In Texas, the federal government did not have the immediate capacity to enforce emancipation. As a result, slaveholders ignored the Emancipation Proclamation and continued to benefit from enslaved labor because the enslaved were unaware that their legal status changed. The result was a two-year gap between the formal rights endowed by the Emancipation Proclamation in 1863 and the lived realities of enslaved people when Major General Gordon Granger led Union troops into Galveston in June 1865 and read General Order No. 3:
The people of Texas are informed that, in accordance with a Proclamation from the Executive of the United States, all slaves are free. This involves an absolute equality of personal rights and rights of property between former masters and slaves, and the connection heretofore existing between them, becomes that between employer and hired labor.
Why rights require institutions
Research on state capacity demonstrates that governments can only deliver rights when they possess the ability to implement them. Specifically, institutional capacity and political commitment at the state level shape the extent to which the U.S. government can implement national initiatives. Political factors such as partisanship, ideology, and active interest groups play a role in the decision making of implementing agencies and bureaucrats.
For example, Brown v. Board of Education declared school segregation unconstitutional in 1954. However, many school districts forcefully and actively resisted integration for several years. In response, the Supreme Court issued Brown v. Board of Education II as an enforcement degree in 1955, directing authorities to use “all deliberate speed” to desegregate schools. But rather than integrate, Virginia’s Prince Edward County school district decided to close its entire public school system from 1959 to 1964. And in practice, many schools across America remain de facto racially segregated today. Similar to the Emancipation Proclamation, Brown faced an implementation gap.
Here’s another example: the Voting Rights Act of 1965 (VRA), which dramatically expanded access to the ballot box for African Americans. But voting rights remain a point of contention in American politics. The April 2026 Supreme Court decision in Louisiana v. Callais weakened the VRA by ruling that states cannot justify race-conscious redistricting maps as required by Section 2, even when those maps were drawn to remedy racial discrimination. While the VRA had been tremendously successful in narrowing the gaps between minority and white voter turnout, particularly in the South, this landmark legislation and cornerstone of the Civil Rights Movement has been consistently under attack. Political challenges to registration procedures, polling place access, voter and identification requirements have all weakened the VRA. Thus, even when legal victories are secured, implementation often remains contested.
Juneteenth, Brown, and the VRA all remind us that rights in America become meaningful not simply because they are declared, but because institutions make them real. In short, policy only becomes meaningful when governments have the capacity and willingness to enforce them.
The politics of enforcement
Additionally, policy enforcement is rarely neutral. Individuals and organizations that operate at various levels of governments and within varying political environments must interpret, enforce, and administer policies. This requires local officials, courts, and bureaucrats as well as political leaders to influence whether rights are expanded, constrained, or ignored.
Enforcing social rights in democracies also requires a strong citizen-government relationship based on political trust, in which citizens expect the government to act competently.
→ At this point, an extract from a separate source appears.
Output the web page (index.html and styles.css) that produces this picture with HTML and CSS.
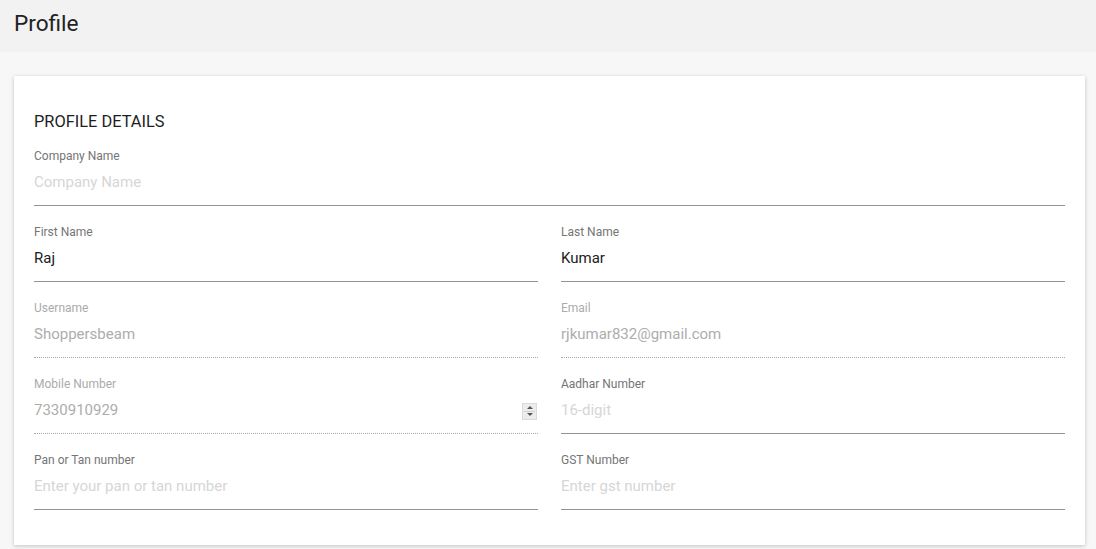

Although race and racism are central to U.S. politics, there are long-held discrepancies in how Americans believe that their government should remedy racial harms. Thus, how and if the federal and local governments enforce race-based policies matters because implementation ultimately determines whether formal rights translate into meaningful social and political change for minoritized groups.
Juneteenth illustrates this point very clearly. Freedom did not arrive in Texas simply because the Emancipation Proclamation existed. Rather, enslaved persons in Texas were free once federal authority became strong enough to enforce the proclamation. Through Reconstruction-era politics and policies that forced the former Confederate States to ratify the Civil War amendments, formerly enslaved people in these rebel territories were granted rights and federal protections endowed to all American citizens.
This distinction matters because Americans often assume that passing a law settles a political dispute. In reality, the struggle frequently continues during the implementation process. The politics of rights often shifts from legislatures to courts, bureaucracies, and administrative agencies.
Why Juneteenth still matters
As we celebrate Juneteenth, we are reminded of the question: What good are rights if people cannot access them? Legal change matters, but implementation determines whether that change has the power to transform people’s lives.
Whether Americans are seeking access to the ballot box, quality schools, affordable housing, or health care, Juneteenth reminds us that rights become meaningful not when they are declared, but when people see the benefits of these policies in everyday life.
In this way, Juneteenth is more than acknowledging the past, celebrating freedom for Black Americans, and the potential for the United States to live up to the words in its founding documents. Rather, Juneteenth reminds us of the enduring challenges of democracy. Ensuring that rights are guaranteed in law is one thing, but how will Americans experience these rights in practice?